When you are pedaling with clipless pedals, nothing changes to when you are pedaling with flat pedals. However, you might naturally find you produce a much more rounded and even pedal stroke.
Clipless Pedal Maintenance
Most clipless systems that are sold today feature a float system and this is a couple of degrees of built-in lateral play that allows your feet to move and find the best pedaling position for you.
The float ensures you will not sustain a knee injury as you will no longer be riding with misaligned feet against your knees.
Despite the fact, most clipless pedals offer this feature, it is still vital you align your cleans carefully and they should be positioned to hold the balls of your feet over the pedals to match natural foot inclination.

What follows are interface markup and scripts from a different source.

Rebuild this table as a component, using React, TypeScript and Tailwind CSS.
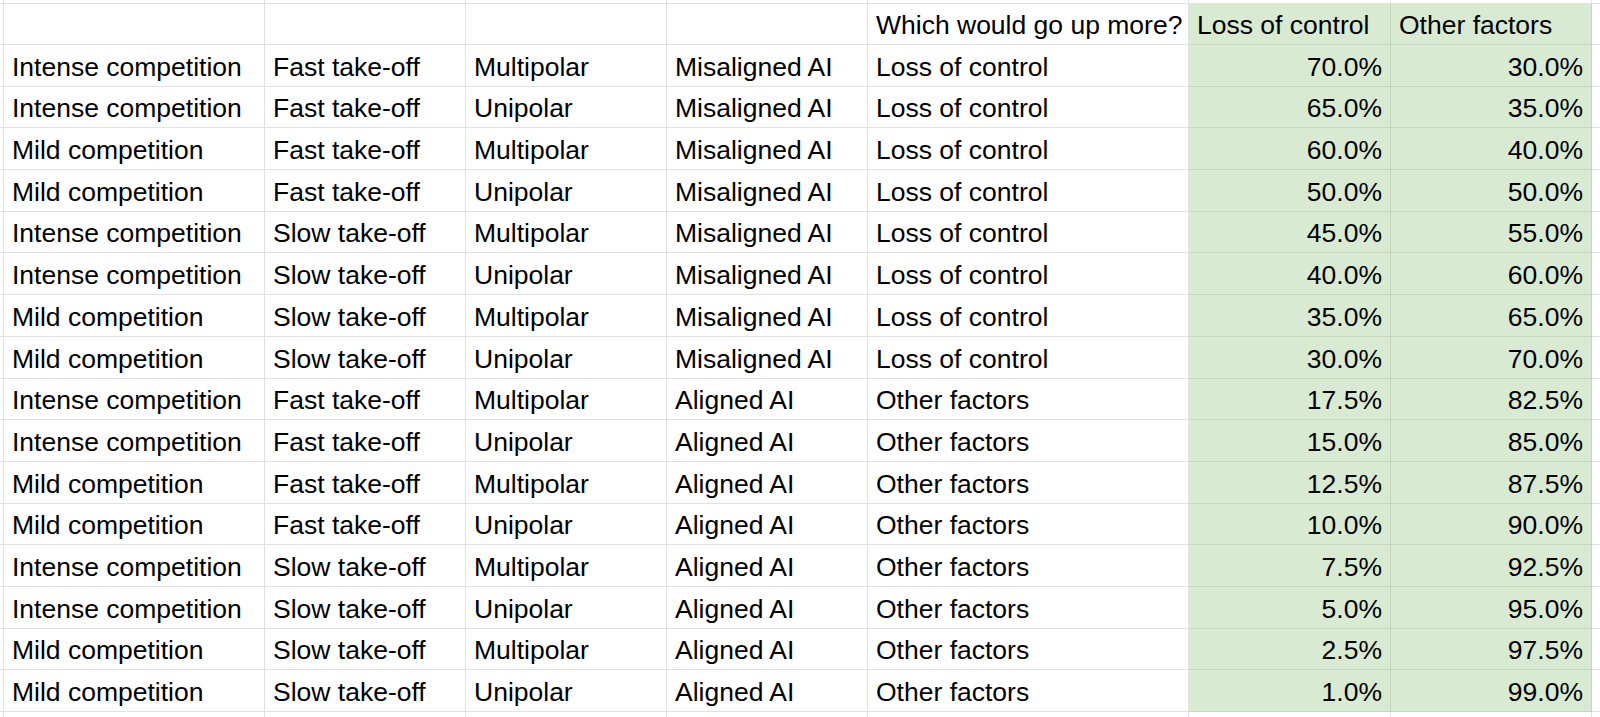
import React from 'react';

type Row = [string, string, string, string, string, string, string];

const rows: Row[] = [
  ['Intense competition', 'Fast take-off', 'Multipolar', 'Misaligned AI', 'Loss of control', '70.0%', '30.0%'],
  ['Intense competition', 'Fast take-off', 'Unipolar', 'Misaligned AI', 'Loss of control', '65.0%', '35.0%'],
  ['Mild competition', 'Fast take-off', 'Multipolar', 'Misaligned AI', 'Loss of control', '60.0%', '40.0%'],
  ['Mild competition', 'Fast take-off', 'Unipolar', 'Misaligned AI', 'Loss of control', '50.0%', '50.0%'],
  ['Intense competition', 'Slow take-off', 'Multipolar', 'Misaligned AI', 'Loss of control', '45.0%', '55.0%'],
  ['Intense competition', 'Slow take-off', 'Unipolar', 'Misaligned AI', 'Loss of control', '40.0%', '60.0%'],
  ['Mild competition', 'Slow take-off', 'Multipolar', 'Misaligned AI', 'Loss of control', '35.0%', '65.0%'],
  ['Mild competition', 'Slow take-off', 'Unipolar', 'Misaligned AI', 'Loss of control', '30.0%', '70.0%'],
  ['Intense competition', 'Fast take-off', 'Multipolar', 'Aligned AI', 'Other factors', '17.5%', '82.5%'],
  ['Intense competition', 'Fast take-off', 'Unipolar', 'Aligned AI', 'Other factors', '15.0%', '85.0%'],
  ['Mild competition', 'Fast take-off', 'Multipolar', 'Aligned AI', 'Other factors', '12.5%', '87.5%'],
  ['Mild competition', 'Fast take-off', 'Unipolar', 'Aligned AI', 'Other factors', '10.0%', '90.0%'],
  ['Intense competition', 'Slow take-off', 'Multipolar', 'Aligned AI', 'Other factors', '7.5%', '92.5%'],
  ['Intense competition', 'Slow take-off', 'Unipolar', 'Aligned AI', 'Other factors', '5.0%', '95.0%'],
  ['Mild competition', 'Slow take-off', 'Multipolar', 'Aligned AI', 'Other factors', '2.5%', '97.5%'],
  ['Mild competition', 'Slow take-off', 'Unipolar', 'Aligned AI', 'Other factors', '1.0%', '99.0%'],
];

// column widths incl. right border
const widths = ['w-[261px]', 'w-[201px]', 'w-[201px]', 'w-[201px]', 'w-[321px]', 'w-[202px]', 'w-[201px]'];

const Cell = ({
  text,
  idx,
  green,
  right,
}: {
  text: string;
  idx: number;
  green?: boolean;
  right?: boolean;
}) => (
  <div
    className={`${widths[idx]} shrink-0 h-full flex items-end px-[8px] pb-[4px] border-r border-b overflow-visible whitespace-nowrap leading-[30px] ${
      green ? 'bg-[#d9ead3] border-[#c6d5c0]' : 'border-[#e2e2e2]'
    } ${right ? 'justify-end' : 'justify-start'}`}
  >
    {text}
  </div>
);

const Gutter = () => <div className="w-[4px] shrink-0 h-full border-r border-b border-[#e2e2e2]" />;

const App = () => {
  return (
    <div
      className="w-[1600px] h-[717px] overflow-hidden bg-white text-black text-[26.5px]"
      style={{ fontFamily: '"Liberation Sans", Arial, sans-serif' }}
    >
      {/* previous row peeking in */}
      <div className="flex h-[4px]">
        <Gutter />
        {widths.map((_, i) => (
          <div key={i} className={`${widths[i]} shrink-0 h-full border-r border-b border-[#e2e2e2]`} />
        ))}
        <div className="flex-1 border-b border-[#e2e2e2]" />
      </div>

      {/* header row */}
      <div className="flex h-[41px]">
        <Gutter />
        <Cell text="" idx={0} />
        <Cell text="" idx={1} />
        <Cell text="" idx={2} />
        <Cell text="" idx={3} />
        <Cell text="Which would go up more?" idx={4} />
        <Cell text="Loss of control" idx={5} green />
        <Cell text="Other factors" idx={6} green />
        <div className="flex-1 flex items-end pl-[8px] pb-[4px] leading-[30px] border-b border-[#e2e2e2] whitespace-nowrap overflow-hidden">
          L
        </div>
      </div>

      {rows.map((r, ri) => (
        <div key={ri} className="flex h-[41.69px]">
          <Gutter />
          {r.map((t, ci) => (
            <Cell key={ci} text={t} idx={ci} green={ci >= 5} right={ci >= 5} />
          ))}
          <div className="flex-1 border-b border-[#e2e2e2]" />
        </div>
      ))}

      <div className="flex h-[10px]">
        <Gutter />
        {widths.map((_, i) => (
          <div key={i} className={`${widths[i]} shrink-0 h-full border-r border-[#e2e2e2]`} />
        ))}
      </div>
    </div>
  );
};

export default App;
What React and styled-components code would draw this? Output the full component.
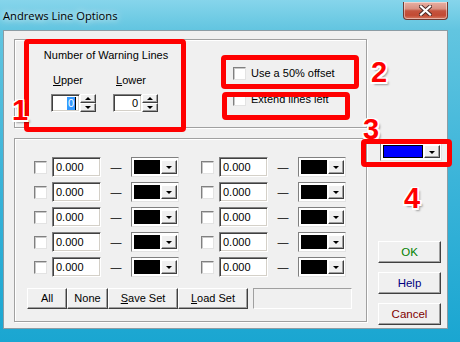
import React from "react";
import styled, { createGlobalStyle } from "styled-components";

const GlobalStyle = createGlobalStyle`
  html, body {
    margin: 0;
    padding: 0;
    background: #1ba7d2;
  }
  * {
    box-sizing: border-box;
  }
`;

const Window = styled.div`
  position: relative;
  width: 460px;
  height: 342px;
  display: flex;
  flex-direction: column;
  overflow: hidden;
  font-family: "Liberation Sans", Arial, sans-serif;
  font-size: 11px;
  color: #000;
  background: linear-gradient(180deg, #86d5eb 0px, #62c5e0 30px, #3bb4d9 180px, #1aa6d1 100%);
`;

const TitleBar = styled.div`
  height: 30px;
  display: flex;
  align-items: flex-start;
  padding-left: 3px;
`;

const Title = styled.div`
  padding-top: 7px;
  line-height: 18px;
  font-family: "Open Sans", "Noto Sans", sans-serif;
  font-size: 11.2px;
  color: #000;
  text-shadow: 0 0 6px rgba(255, 255, 255, 0.9), 0 0 10px rgba(255, 255, 255, 0.6);
`;

const CloseButton = styled.div`
  margin-left: auto;
  margin-right: 12px;
  margin-top: 2px;
  width: 45px;
  height: 18px;
  display: flex;
  align-items: center;
  justify-content: center;
  border: 1px solid #6e3a32;
  border-top: none;
  border-radius: 0 0 4px 4px;
  background: linear-gradient(180deg, #e7b0a3 0%, #d99182 40%, #c4553f 52%, #c24a33 78%, #d67a62 100%);
  box-shadow: inset 0 0 0 1px rgba(255, 255, 255, 0.45);
`;

const FrameBody = styled.div`
  flex: 1;
  display: flex;
  padding: 0 12px 13px 3px;
`;

const Client = styled.div`
  flex: 1;
  display: flex;
  background: #f0f0f0;
  border: 1px solid #8c9ca4;
`;

const LeftCol = styled.div`
  width: 353px;
  margin-left: 10px;
  padding-top: 8px;
  display: flex;
  flex-direction: column;
  gap: 10px;
`;

const GroupBox = styled.div`
  height: ${(p) => p.$h}px;
  border: 1px solid #a0a0a0;
  box-shadow: inset 1px 1px 0 #fff, 1px 1px 0 #fff;
  display: flex;
  flex-direction: ${(p) => (p.$column ? "column" : "row")};
  padding: ${(p) => p.$pad || 0};
`;

const WarnBlock = styled.div`
  width: 132px;
  margin-left: 25px;
  padding-top: 9px;
  display: flex;
  flex-direction: column;
`;

const Heading = styled.div`
  line-height: 13px;
  text-align: center;
  white-space: nowrap;
`;

const SpinRow = styled.div`
  display: flex;
  gap: 17px;
  padding-left: 11px;
  margin-top: 12px;
`;

const SpinField = styled.div`
  display: flex;
  flex-direction: column;
`;

const FieldLabel = styled.div`
  line-height: 13px;
  padding-left: ${(p) => p.$indent}px;
  margin-bottom: 7px;
  u {
    text-decoration: underline;
  }
`;

const Spinner = styled.div`
  display: flex;
  height: 18px;
`;

const SunkenBox = styled.div`
  width: ${(p) => p.$w}px;
  height: ${(p) => p.$h}px;
  margin-left: ${(p) => p.$gap || 0}px;
  background: #fff;
  border: 1px solid;
  border-color: #808080 #fff #fff #808080;
  box-shadow: inset 1px 1px 0 #404040, inset -1px -1px 0 #d4d0c8;
  display: flex;
  align-items: center;
  justify-content: ${(p) => (p.$right ? "flex-end" : "flex-start")};
  padding: 0 3px;
  line-height: 13px;
  white-space: nowrap;
`;

const Selected = styled.span`
  background: #3399ff;
  color: #fff;
  padding: 0 1px;
  border-right: 1px solid #000;
`;

const SpinButtons = styled.div`
  width: 16px;
  display: flex;
  flex-direction: column;
`;

const RaisedButton = styled.div`
  flex: 1;
  display: flex;
  align-items: center;
  justify-content: center;
  background: #f0f0f0;
  border: 1px solid;
  border-color: #fff #404040 #404040 #fff;
  box-shadow: inset -1px -1px 0 #a0a0a0;
`;

const Arrow = styled.span`
  width: 0;
  height: 0;
  border-left: ${(p) => p.$size}px solid transparent;
  border-right: ${(p) => p.$size}px solid transparent;
  ${(p) => (p.$up ? "border-bottom" : "border-top")}: ${(p) => p.$size}px solid #000;
`;

const OptionBlock = styled.div`
  margin-left: 61px;
  padding-top: 27px;
  display: flex;
  flex-direction: column;
  gap: 13px;
`;

const CheckRow = styled.label`
  display: flex;
  align-items: center;
  gap: 5px;
  line-height: 13px;
  white-space: nowrap;
`;

const CheckBox = styled.span`
  width: 13px;
  height: 13px;
  flex: none;
  background: #fff;
  border: 1px solid;
  border-color: #808080 #e3e3e3 #e3e3e3 #808080;
  box-shadow: inset 1px 1px 0 #c8c8c8;
`;

const LinesGrid = styled.div`
  display: flex;
  flex-direction: column;
  gap: 5px;
  padding-left: 19px;
`;

const LineRow = styled.div`
  display: flex;
  gap: 22px;
`;

const LineCell = styled.div`
  display: flex;
  align-items: center;
  height: 20px;
`;

const Dash = styled.span`
  width: 30px;
  text-align: center;
`;

const ColorCombo = styled.div`
  width: ${(p) => p.$w}px;
  height: ${(p) => p.$h}px;
  display: flex;
  align-items: stretch;
  padding: 2px 1px 2px 2px;
  background: #fff;
  border: 1px solid;
  border-color: #808080 #e3e3e3 #e3e3e3 #808080;
  gap: 1px;
`;

const Swatch = styled.span`
  flex: 1;
  background: ${(p) => p.$color};
  border: 1px solid #000;
`;

const ComboButton = styled(RaisedButton)`
  flex: none;
  width: 16px;
  padding-top: 1px;
`;

const ButtonRow = styled.div`
  display: flex;
  align-items: stretch;
  height: 21px;
  margin-top: 11px;
  padding-left: 12px;
`;

const PushButton = styled.div`
  width: ${(p) => p.$w}px;
  display: flex;
  align-items: center;
  justify-content: center;
  color: ${(p) => p.$color || "#000"};
  background: #f0f0f0;
  border: 1px solid;
  border-color: #fff #404040 #404040 #fff;
  box-shadow: inset -1px -1px 0 #a0a0a0;
  line-height: 13px;
  white-space: nowrap;
`;

const StatusField = styled.div`
  width: 99px;
  margin-left: 5px;
  border: 1px solid;
  border-color: #a0a0a0 #fff #fff #a0a0a0;
`;

const RightCol = styled.div`
  width: 64px;
  margin-left: 11px;
  padding-top: 111px;
  display: flex;
  flex-direction: column;
`;

const ComboSlot = styled.div`
  padding-left: 2px;
  margin-bottom: 80px;
`;

const DialogButtons = styled.div`
  display: flex;
  flex-direction: column;
  gap: 9px;
`;

const DialogButton = styled(PushButton)`
  height: 22px;
  font-size: 11.5px;
`;

const RedBox = styled.div`
  position: absolute;
  left: ${(p) => p.$x}px;
  top: ${(p) => p.$y}px;
  width: ${(p) => p.$w}px;
  height: ${(p) => p.$h}px;
  border: 5px solid #ff0000;
  border-radius: 4px;
  pointer-events: none;
`;

const Marker = styled.div`
  position: absolute;
  left: ${(p) => p.$x}px;
  top: ${(p) => p.$y}px;
  font-family: "Liberation Sans", Arial, sans-serif;
  font-weight: bold;
  font-size: 29px;
  line-height: 29px;
  color: #ff0000;
  text-shadow: -1.5px -1.5px 0 #fff, 1.5px -1.5px 0 #fff, -1.5px 1.5px 0 #fff, 1.5px 1.5px 0 #fff,
    0 -1.5px 0 #fff, 0 1.5px 0 #fff, -1.5px 0 0 #fff, 1.5px 0 0 #fff, 2.5px 2.5px 2px rgba(0, 0, 0, 0.35);
`;

const CloseGlyph = () => (
  <svg width="13" height="11" viewBox="0 0 13 11">
    <path
      d="M2 1.5 L11 9.5 M11 1.5 L2 9.5"
      stroke="#4a2a26"
      strokeWidth="4"
      strokeLinecap="square"
      fill="none"
    />
    <path
      d="M2 1.5 L11 9.5 M11 1.5 L2 9.5"
      stroke="#fff"
      strokeWidth="2.2"
      strokeLinecap="square"
      fill="none"
    />
  </svg>
);

const Spin = ({ children }) => (
  <Spinner>
    <SunkenBox $w={29} $h={18} $right>
      {children}
    </SunkenBox>
    <SpinButtons>
      <RaisedButton>
        <Arrow $up $size={3} />
      </RaisedButton>
      <RaisedButton>
        <Arrow $size={3} />
      </RaisedButton>
    </SpinButtons>
  </Spinner>
);

const Combo = ({ color, w = 48, h = 20 }) => (
  <ColorCombo $w={w} $h={h}>
    <Swatch $color={color} />
    <ComboButton>
      <Arrow $size={3.5} />
    </ComboButton>
  </ColorCombo>
);

const Line = () => (
  <LineCell>
    <CheckBox />
    <SunkenBox $w={49} $h={20} $gap={5}>
      0.000
    </SunkenBox>
    <Dash>—</Dash>
    <Combo color="#000" />
  </LineCell>
);

const rows = [0, 1, 2, 3, 4];

export default function App() {
  return (
    <>
      <GlobalStyle />
      <Window>
        <TitleBar>
          <Title>Andrews Line Options</Title>
          <CloseButton>
            <CloseGlyph />
          </CloseButton>
        </TitleBar>
        <FrameBody>
          <Client>
            <LeftCol>
              <GroupBox $h={89}>
                <WarnBlock>
                  <Heading>Number of Warning Lines</Heading>
                  <SpinRow>
                    <SpinField>
                      <FieldLabel $indent={2}>
                        <u>U</u>pper
                      </FieldLabel>
                      <Spin>
                        <Selected>0</Selected>
                      </Spin>
                    </SpinField>
                    <SpinField>
                      <FieldLabel $indent={3}>
                        <u>L</u>ower
                      </FieldLabel>
                      <Spin>0</Spin>
                    </SpinField>
                  </SpinRow>
                </WarnBlock>
                <OptionBlock>
                  <CheckRow>
                    <CheckBox />
                    Use a 50% offset
                  </CheckRow>
                  <CheckRow>
                    <CheckBox />
                    Extend lines left
                  </CheckRow>
                </OptionBlock>
              </GroupBox>
              <GroupBox $h={184} $column $pad="18px 0 0 0">
                <LinesGrid>
                  {rows.map((r) => (
                    <LineRow key={r}>
                      <Line />
                      <Line />
                    </LineRow>
                  ))}
                </LinesGrid>
                <ButtonRow>
                  <PushButton $w={40}>All</PushButton>
                  <PushButton $w={41}>None</PushButton>
                  <PushButton $w={70}>
                    <span>
                      <u>S</u>ave Set
                    </span>
                  </PushButton>
                  <PushButton $w={70}>
                    <span>
                      <u>L</u>oad Set
                    </span>
                  </PushButton>
                  <StatusField />
                </ButtonRow>
              </GroupBox>
            </LeftCol>
            <RightCol>
              <ComboSlot>
                <Combo color="#0000ff" w={62} h={19} />
              </ComboSlot>
              <DialogButtons>
                <DialogButton $w={63} $color="#008000">
                  OK
                </DialogButton>
                <DialogButton $w={63} $color="#000080">
                  Help
                </DialogButton>
                <DialogButton $w={63} $color="#800000">
                  Cancel
                </DialogButton>
              </DialogButtons>
            </RightCol>
          </Client>
        </FrameBody>

        <RedBox $x={24} $y={39} $w={162} $h={93} />
        <RedBox $x={221} $y={55} $w={138} $h={34} />
        <RedBox $x={222} $y={92} $w={128} $h={28} />
        <Marker $x={363} $y={115}>3</Marker>
        <RedBox $x={361} $y={139} $w={91} $h={28} />
        <Marker $x={12} $y={96}>1</Marker>
        <Marker $x={371} $y={58}>2</Marker>
        <Marker $x={404} $y={184}>4</Marker>
      </Window>
    </>
  );
}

If this is something you struggle with, you can consult a bike expert.
Some clipless pedal systems also offer fine-tuning to make entering and exiting much easier. Competitive and professional cyclists might set their pedals firmly and tightly as they do not want their feet popping out in full-speed sprinting sessions.
Mountain bikers however might go for a looser setting so should they need to exit their feet in a hurry, they can get out in very little effort and reduce the chances of injury. A loose setting is also helpful if you are only just starting and beginning to use clipless pedals.
When you are buying your first pair of clipless pedals, make sure you tell the bike specialist how you would like the pedals set up and what type of cycling you intend to use your clipless system for. They can then also advise you on how to fine-tune the adjustment.
We hope after reading this article you understand what clipless pedals are, how to use them, and what model or system might be best for you as a cyclist.
Remember, not all cyclists need them and since they can be expensive to install, they might be best only used if you cycle more than 10 miles at a time regularly.
The hardest part about using the clipless pedals might be entering and exiting the pedals, yet if you are following the correct motion, and you are swiveling your heels instead of pulling back, you should be on your way in no time. Happy cycling!